With regards to her education, we also know that Elisabeth had education, no matter how little. This could be proven because she could write and read as well. We have no doubt on this opinion because we can read the story of the origin of the Congregation, which was written by her. This evidence is proven in the first and second paragraphs of the book that she left as a heritage for the congregation. She said, ‘But it seems to me, that before I start writing here…’(EG 2).

Later, in her 32nd year (1821) she left Leut to go to Maastricht, which was 18-kms away. In this town the situation was not so much different. Maastricht suffered the effects of the French oppression under Napoleontic regime too. It resulted into the abolition of convents, and churches could -for the greater part- no longer celebrate the Eucharist. Monks and nuns disappeared out of sight. Protracted occupation and plundering left Maastricht impoverished. Military life monopolized and the population was left to poverty and hardship.

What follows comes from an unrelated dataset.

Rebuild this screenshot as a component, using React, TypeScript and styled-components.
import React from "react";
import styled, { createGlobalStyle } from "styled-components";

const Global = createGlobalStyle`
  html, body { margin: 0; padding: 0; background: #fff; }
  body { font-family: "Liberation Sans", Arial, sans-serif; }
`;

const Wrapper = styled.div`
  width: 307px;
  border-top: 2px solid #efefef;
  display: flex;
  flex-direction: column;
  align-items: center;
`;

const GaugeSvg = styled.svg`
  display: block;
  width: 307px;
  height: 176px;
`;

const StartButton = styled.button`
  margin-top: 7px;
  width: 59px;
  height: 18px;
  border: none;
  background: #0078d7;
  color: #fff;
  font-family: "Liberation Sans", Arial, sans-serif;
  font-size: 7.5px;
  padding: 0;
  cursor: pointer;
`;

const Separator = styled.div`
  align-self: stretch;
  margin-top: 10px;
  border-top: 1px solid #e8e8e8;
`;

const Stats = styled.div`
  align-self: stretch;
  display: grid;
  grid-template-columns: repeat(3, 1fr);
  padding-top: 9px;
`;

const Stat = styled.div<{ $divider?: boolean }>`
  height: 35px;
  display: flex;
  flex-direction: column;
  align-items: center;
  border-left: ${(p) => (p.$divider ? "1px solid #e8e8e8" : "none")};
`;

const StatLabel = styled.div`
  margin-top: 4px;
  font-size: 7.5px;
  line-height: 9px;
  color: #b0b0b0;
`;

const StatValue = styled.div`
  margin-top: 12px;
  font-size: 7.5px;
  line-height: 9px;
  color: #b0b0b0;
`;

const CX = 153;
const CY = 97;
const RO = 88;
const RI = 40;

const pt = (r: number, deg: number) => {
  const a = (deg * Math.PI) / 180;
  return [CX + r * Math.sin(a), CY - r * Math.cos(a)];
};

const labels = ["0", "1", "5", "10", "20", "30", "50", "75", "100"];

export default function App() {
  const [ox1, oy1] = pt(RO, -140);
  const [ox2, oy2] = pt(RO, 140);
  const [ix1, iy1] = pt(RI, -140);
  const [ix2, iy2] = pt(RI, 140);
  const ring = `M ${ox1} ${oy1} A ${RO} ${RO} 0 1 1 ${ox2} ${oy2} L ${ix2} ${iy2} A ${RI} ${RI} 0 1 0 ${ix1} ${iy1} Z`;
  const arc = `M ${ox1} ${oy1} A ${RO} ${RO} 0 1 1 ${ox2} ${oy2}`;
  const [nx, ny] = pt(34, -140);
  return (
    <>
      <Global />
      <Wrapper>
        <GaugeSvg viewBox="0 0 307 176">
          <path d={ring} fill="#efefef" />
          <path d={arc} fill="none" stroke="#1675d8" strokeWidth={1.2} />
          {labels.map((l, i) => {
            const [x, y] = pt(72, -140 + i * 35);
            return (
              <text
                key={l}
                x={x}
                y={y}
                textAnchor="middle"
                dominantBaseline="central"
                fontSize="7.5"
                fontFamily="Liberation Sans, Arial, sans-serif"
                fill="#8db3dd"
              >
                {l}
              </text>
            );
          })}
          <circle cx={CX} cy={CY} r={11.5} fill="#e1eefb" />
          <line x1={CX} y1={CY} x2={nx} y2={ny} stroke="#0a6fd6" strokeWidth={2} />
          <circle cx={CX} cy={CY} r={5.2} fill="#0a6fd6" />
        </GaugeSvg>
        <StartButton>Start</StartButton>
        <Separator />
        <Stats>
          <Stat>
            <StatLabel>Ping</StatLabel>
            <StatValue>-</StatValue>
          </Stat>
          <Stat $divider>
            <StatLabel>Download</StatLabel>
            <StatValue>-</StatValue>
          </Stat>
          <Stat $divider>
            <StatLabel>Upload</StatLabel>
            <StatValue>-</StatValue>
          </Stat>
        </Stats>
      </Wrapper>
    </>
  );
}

In Maastricht she worked as a housekeeper in the house of the wealthy Nijpels’ family for many years. In fact, what she did was more than the work of a housekeeper; her attitude was as an attitude of God’s servant. This is very clear when we read her experiences during her stay with Mrs. and Mr. Nijpels. She did not only take care of their psychical needs; she was also very much concerned about the spiritual quest and welfare of the family.

Whenever she had some spare time on Sunday, she went also to Calvarieberg to say the Rosary with the sick. The experiences of her encounter with both family Nijpels and the sick in Calvarieberg were the foundation to commit herself to God by serving people especially those who were experiencing misery and distress.

Her ardent desire since 1820, as she had written, was the desire of to be admitted to a convent. This desire however gradually changed into the wish “to let a convent be established in the city of Maastricht, in which God will be served faithfully.” (EG 5)

On August 15th, 1836, the holy day of Our Lady’s Assumption, her prayer was heard.

Her desire was realized by founding the Congregation of the Sisters of Charity of Saint Charles Borromeo, which she established together with the dean of St Servaas church, Paulus Antonius Van Baer. The members of the Congregation were dedicated to the care of the sick and the destitute and the education of the poor children.

Elizabeth Gruyters died on June 26 1864. By this time, she had transferred her inspiration to other women who, just like her, were moved to serve God faithfully by serving their fellow men and women. To this very day, the Sisters of the Congregation of Mother Elisabeth Gruyters, have spread to many parts of the world, trying to follow her footsteps and giving flesh to her charism according to the needs of the time and place.

The story of the origin of our Congregation, as recorded by its Foundress Elisabeth Gruyters, during the last years of her life, contains important facts and is at the same time the story of her own vocation and spiritual growth.